Task details >>
Output every line exactly as written. Leave out pictures.

Dataset content >>

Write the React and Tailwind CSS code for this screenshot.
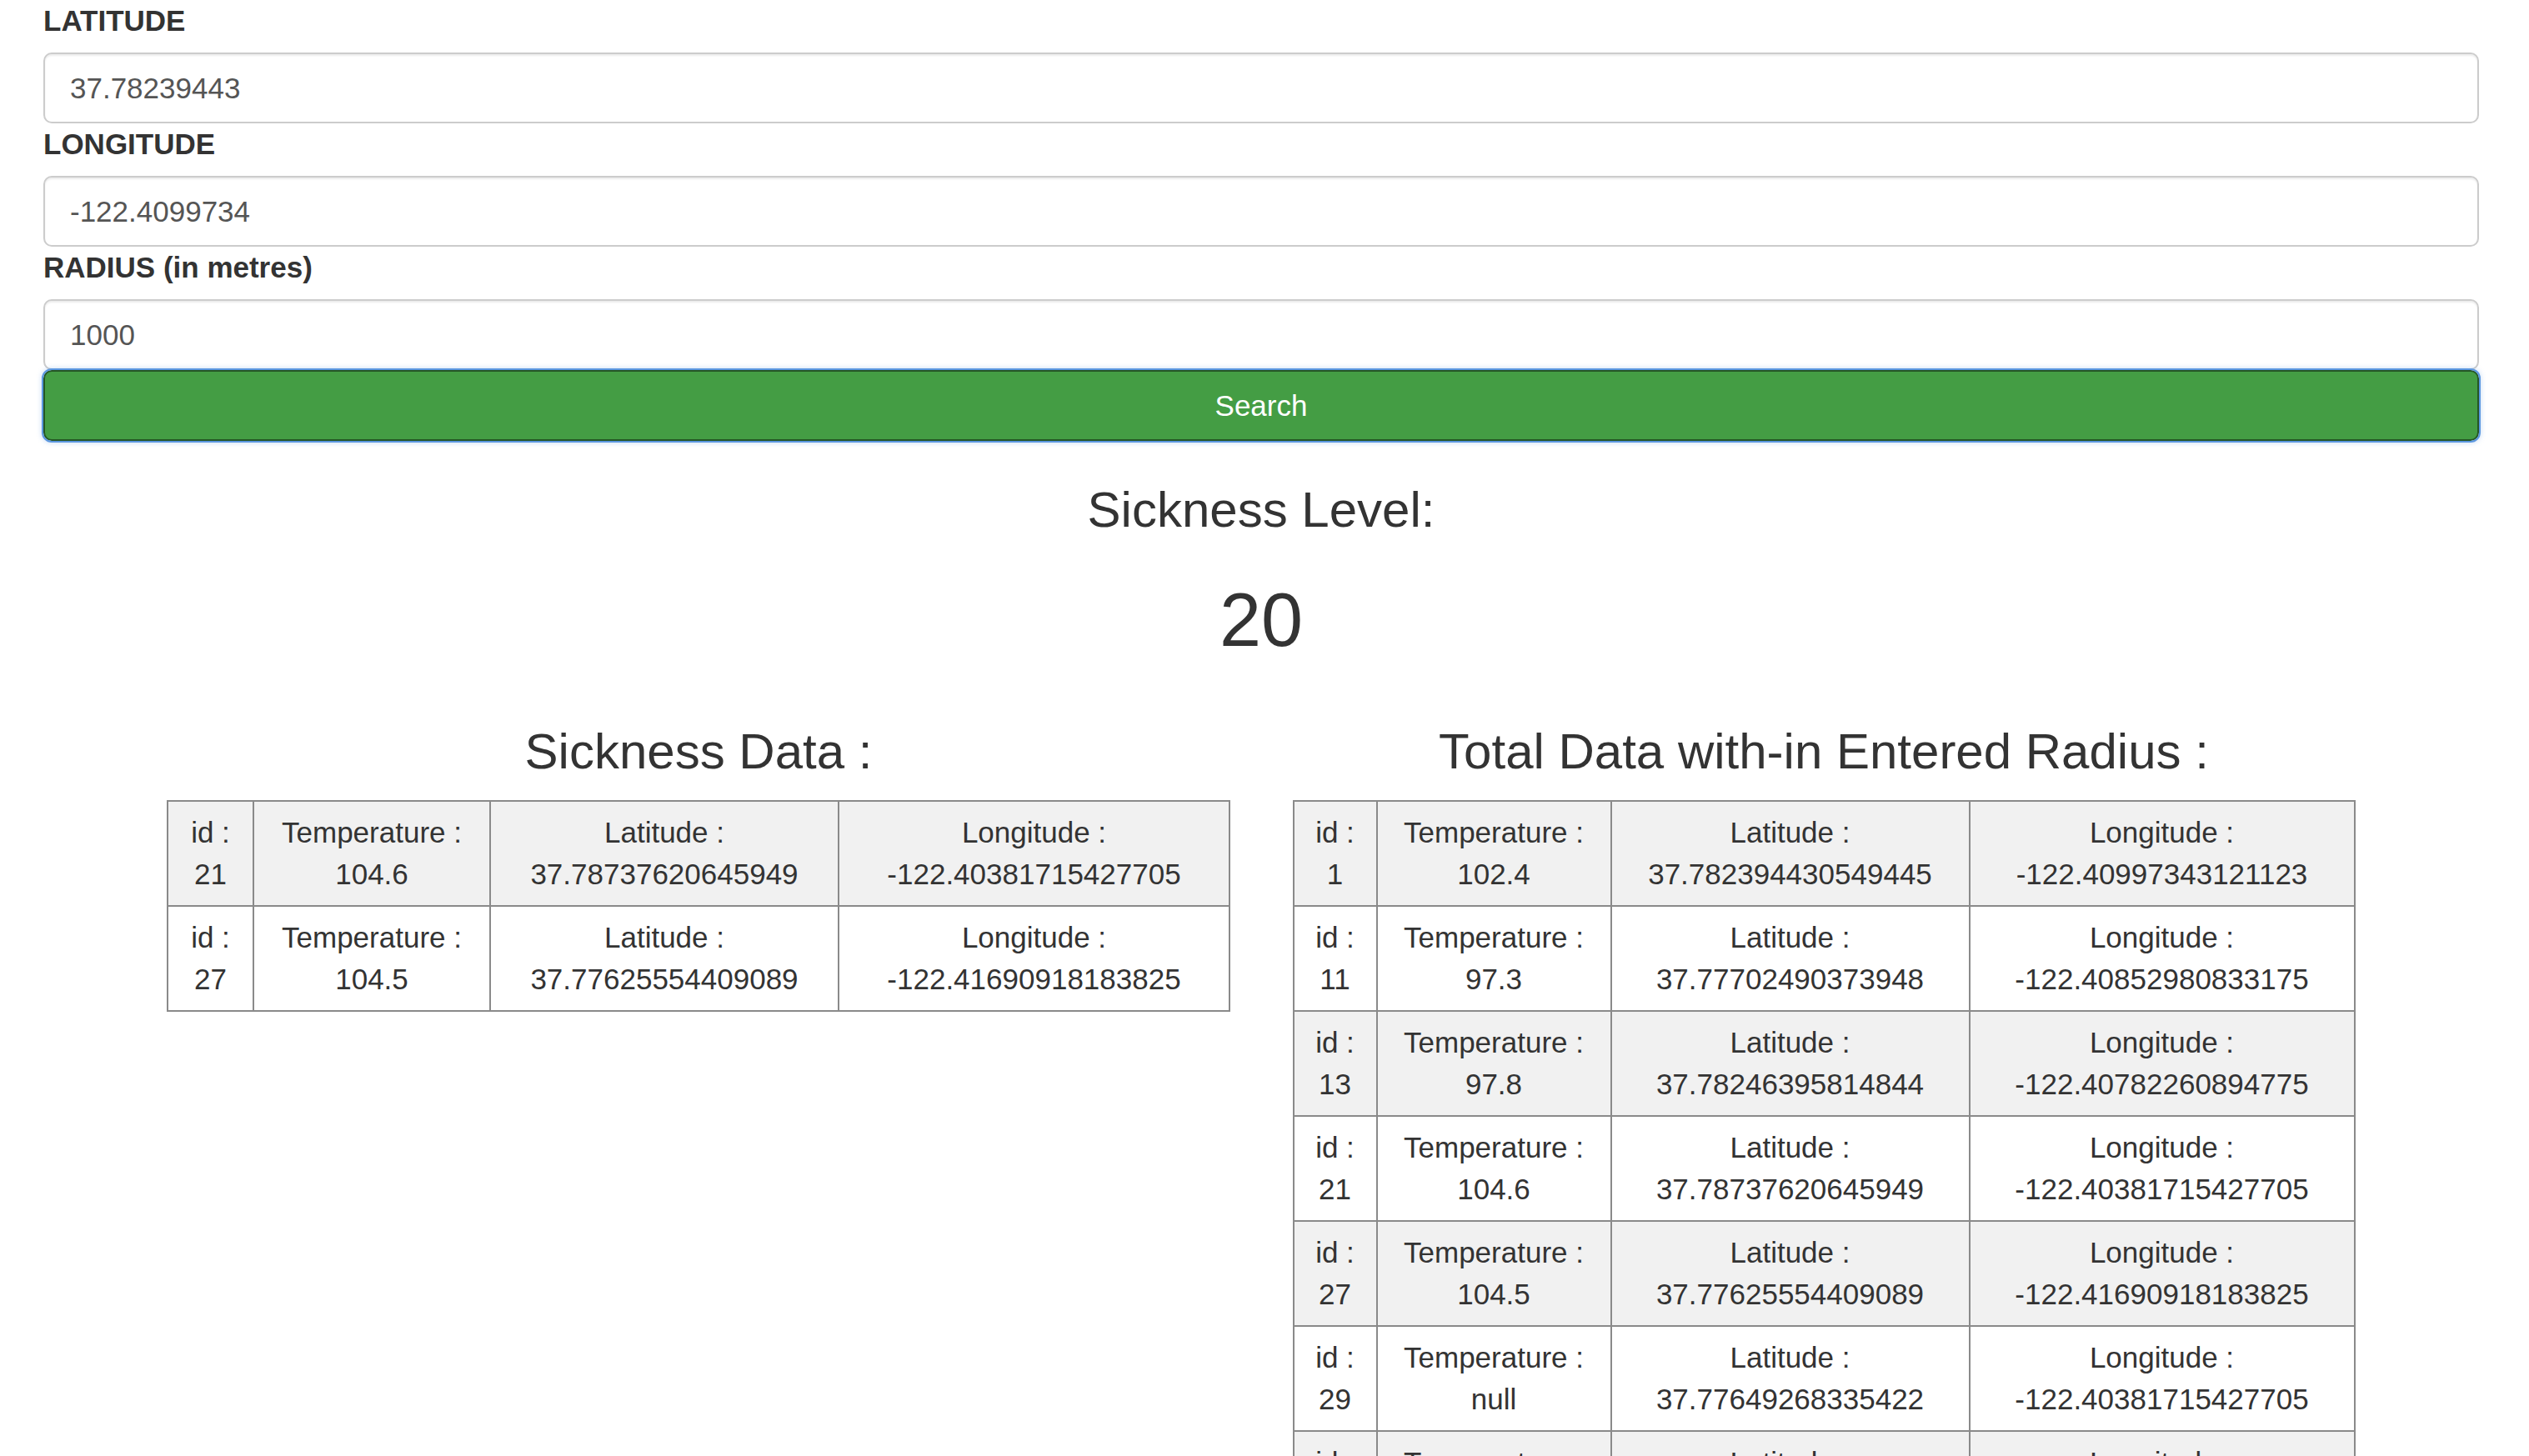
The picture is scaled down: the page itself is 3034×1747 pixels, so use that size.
import React from "react";

const leftRows = [
  ["21", "104.6", "37.78737620645949", "-122.40381715427705"],
  ["27", "104.5", "37.77625554409089", "-122.41690918183825"],
];

const rightRows = [
  ["1", "102.4", "37.782394430549445", "-122.40997343121123"],
  ["11", "97.3", "37.77702490373948", "-122.40852980833175"],
  ["13", "97.8", "37.78246395814844", "-122.40782260894775"],
  ["21", "104.6", "37.78737620645949", "-122.40381715427705"],
  ["27", "104.5", "37.77625554409089", "-122.41690918183825"],
  ["29", "null", "37.77649268335422", "-122.40381715427705"],
  ["31", "98.1", "37.77893115602254", "-122.41270542144775"],
  ["35", "99.2", "37.78581736548305", "-122.40512490272522"],
];

function Cell({ label, value }) {
  return (
    <td className="border-2 border-[#8a8a8a] px-0 py-3 text-center align-top">
      <div>{label}</div>
      <div>{value}</div>
    </td>
  );
}

function DataTable({ rows, widths, tableWidth }) {
  return (
    <table className={`table-fixed border-collapse ${tableWidth}`}>
      <colgroup>
        <col className={widths[0]} />
        <col className={widths[1]} />
        <col className={widths[2]} />
        <col className={widths[3]} />
      </colgroup>
      <tbody>
        {rows.map((r, i) => (
          <tr key={i} className={i % 2 === 0 ? "bg-[#f1f1f1]" : "bg-white"}>
            <Cell label="id :" value={r[0]} />
            <Cell label="Temperature :" value={r[1]} />
            <Cell label="Latitude :" value={r[2]} />
            <Cell label="Longitude :" value={r[3]} />
          </tr>
        ))}
      </tbody>
    </table>
  );
}

function Field({ label, value }) {
  return (
    <>
      <label className="block font-bold mb-[13px] text-[#333]">{label}</label>
      <input
        type="text"
        readOnly
        value={value}
        className="block w-full h-[85px] px-[30px] py-[15px] border-[2.5px] border-[#cccccc] rounded-[10px] bg-white text-[#555] shadow-[inset_0_2px_2px_rgba(0,0,0,0.075)] outline-none"
      />
    </>
  );
}

export default function App() {
  return (
    <div className="min-h-screen bg-white pl-[52px] pr-[60px] font-['Liberation_Sans',Arial,sans-serif] text-[35px] leading-[50px] text-[#333]">
      <Field label="LATITUDE" value="37.78239443" />
      <Field label="LONGITUDE" value="-122.4099734" />
      <Field label="RADIUS (in metres)" value="1000" />
      <button
        type="button"
        className="block w-full h-[85px] rounded-[10px] border-[2.5px] border-[#255625] bg-[#449d44] text-white text-center outline outline-2 outline-[#5b97e0] shadow-[0_0_6px_2px_rgba(91,151,224,0.35)]"
      >
        Search
      </button>

      <h3 className="text-center text-[60px] leading-[66px] mt-[50px] mb-[50px]">Sickness Level:</h3>
      <h1 className="text-center text-[90px] leading-[99px] mb-[25px]">20</h1>

      <div className="flex justify-center">
        <div className="w-[1350px] px-[38px] flex flex-col items-center">
          <h3 className="text-center text-[60px] leading-[66px] mt-[50px] mb-[25px]">Sickness Data :</h3>
          <DataTable
            rows={leftRows}
            tableWidth="w-[1274px]"
            widths={["w-[103px]", "w-[284px]", "w-[418px]", "w-[469px]"]}
          />
        </div>
        <div className="w-[1350px] px-[38px] flex flex-col items-center">
          <h3 className="text-center text-[60px] leading-[66px] mt-[50px] mb-[25px]">Total Data with-in Entered Radius :</h3>
          <DataTable
            rows={rightRows}
            tableWidth="w-[1273px]"
            widths={["w-[100px]", "w-[281px]", "w-[430px]", "w-[462px]"]}
          />
        </div>
      </div>
    </div>
  );
}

The completed task >>
Write the React and Tailwind CSS code for this screenshot.
The picture is scaled down: the page itself is 3034×1747 pixels, so use that size.
import React from "react";

const leftRows = [
  ["21", "104.6", "37.78737620645949", "-122.40381715427705"],
  ["27", "104.5", "37.77625554409089", "-122.41690918183825"],
];

const rightRows = [
  ["1", "102.4", "37.782394430549445", "-122.40997343121123"],
  ["11", "97.3", "37.77702490373948", "-122.40852980833175"],
  ["13", "97.8", "37.78246395814844", "-122.40782260894775"],
  ["21", "104.6", "37.78737620645949", "-122.40381715427705"],
  ["27", "104.5", "37.77625554409089", "-122.41690918183825"],
  ["29", "null", "37.77649268335422", "-122.40381715427705"],
  ["31", "98.1", "37.77893115602254", "-122.41270542144775"],
  ["35", "99.2", "37.78581736548305", "-122.40512490272522"],
];

function Cell({ label, value }) {
  return (
    <td className="border-2 border-[#8a8a8a] px-0 py-3 text-center align-top">
      <div>{label}</div>
      <div>{value}</div>
    </td>
  );
}

function DataTable({ rows, widths, tableWidth }) {
  return (
    <table className={`table-fixed border-collapse ${tableWidth}`}>
      <colgroup>
        <col className={widths[0]} />
        <col className={widths[1]} />
        <col className={widths[2]} />
        <col className={widths[3]} />
      </colgroup>
      <tbody>
        {rows.map((r, i) => (
          <tr key={i} className={i % 2 === 0 ? "bg-[#f1f1f1]" : "bg-white"}>
            <Cell label="id :" value={r[0]} />
            <Cell label="Temperature :" value={r[1]} />
            <Cell label="Latitude :" value={r[2]} />
            <Cell label="Longitude :" value={r[3]} />
          </tr>
        ))}
      </tbody>
    </table>
  );
}

function Field({ label, value }) {
  return (
    <>
      <label className="block font-bold mb-[13px] text-[#333]">{label}</label>
      <input
        type="text"
        readOnly
        value={value}
        className="block w-full h-[85px] px-[30px] py-[15px] border-[2.5px] border-[#cccccc] rounded-[10px] bg-white text-[#555] shadow-[inset_0_2px_2px_rgba(0,0,0,0.075)] outline-none"
      />
    </>
  );
}

export default function App() {
  return (
    <div className="min-h-screen bg-white pl-[52px] pr-[60px] font-['Liberation_Sans',Arial,sans-serif] text-[35px] leading-[50px] text-[#333]">
      <Field label="LATITUDE" value="37.78239443" />
      <Field label="LONGITUDE" value="-122.4099734" />
      <Field label="RADIUS (in metres)" value="1000" />
      <button
        type="button"
        className="block w-full h-[85px] rounded-[10px] border-[2.5px] border-[#255625] bg-[#449d44] text-white text-center outline outline-2 outline-[#5b97e0] shadow-[0_0_6px_2px_rgba(91,151,224,0.35)]"
      >
        Search
      </button>

      <h3 className="text-center text-[60px] leading-[66px] mt-[50px] mb-[50px]">Sickness Level:</h3>
      <h1 className="text-center text-[90px] leading-[99px] mb-[25px]">20</h1>

      <div className="flex justify-center">
        <div className="w-[1350px] px-[38px] flex flex-col items-center">
          <h3 className="text-center text-[60px] leading-[66px] mt-[50px] mb-[25px]">Sickness Data :</h3>
          <DataTable
            rows={leftRows}
            tableWidth="w-[1274px]"
            widths={["w-[103px]", "w-[284px]", "w-[418px]", "w-[469px]"]}
          />
        </div>
        <div className="w-[1350px] px-[38px] flex flex-col items-center">
          <h3 className="text-center text-[60px] leading-[66px] mt-[50px] mb-[25px]">Total Data with-in Entered Radius :</h3>
          <DataTable
            rows={rightRows}
            tableWidth="w-[1273px]"
            widths={["w-[100px]", "w-[281px]", "w-[430px]", "w-[462px]"]}
          />
        </div>
      </div>
    </div>
  );
}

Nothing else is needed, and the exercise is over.